Apparently, Nietzsche was the first philosopher to use a typewriter.

And The Cider House Rules is definitly my favourite Irving book. Setting Free the Bears is a close second...haha you probably know why if you've read it. I remember I started reading it because it was one of Kurt Vonnegut's best picks.

tarkil

Finished Dostoievsky's "The Gambler". As usual with Dosotievsky, great book. I don't know what I'm gonna start right now.

Either Fight Club (Chuck Palanhiuk) or The Idiot (Dostoievsky again). Or maybe some french books from a french writer called Maurice Dantec.
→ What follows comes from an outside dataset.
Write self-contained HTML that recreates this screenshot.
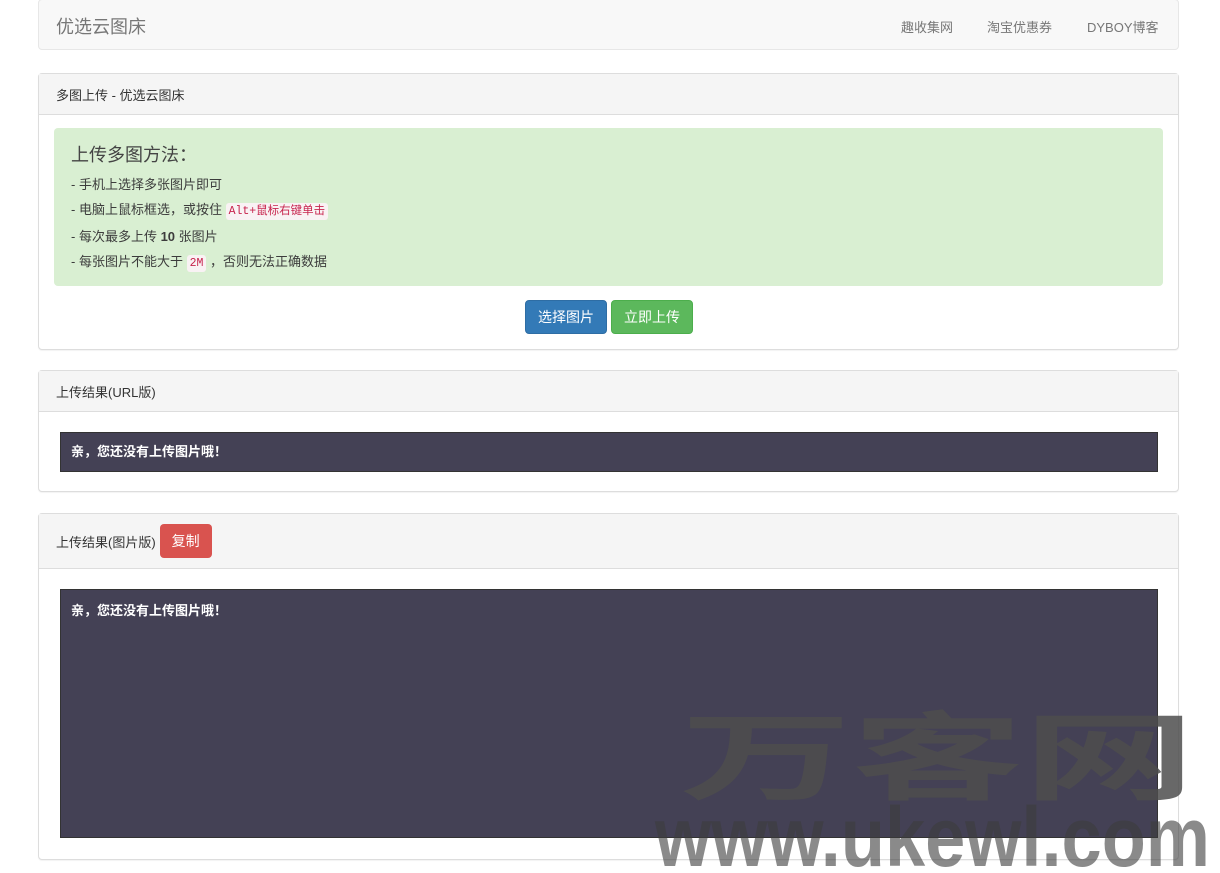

Or some Teri Pratchett discworld's books....  :?



If ignorance is bliss, then knock the smile off my face.

BigDave

Quote from: "vida_mae"big dave...awesome. it seems like most ppl only talk about spoke of the zarathusa.. but ive only read birth of tragedy.. it is basically were he coined that apollonian and dionysian conflict of modern man.. how were either one or the other.. good or bad.. so.. hows that john iriving book working out for you?  :lol:

beyond good and evil is definately a more complete book than zarathustra, but zarathustra gets deserved praise for the ubermensche idea.

yea it's really good, i'm about half way through.

@assassin 1984 is defo one of the best book's ever, but i've always thought animal farm was the better novel.

@mazzy, i think the will to power probably is entirely meta physical, nietzsche placed a lot of emphasis on the 'geist', or the spirit or in modern day language, the mind, in his writings.  and it is with this mind that exerts will to power and gains strength.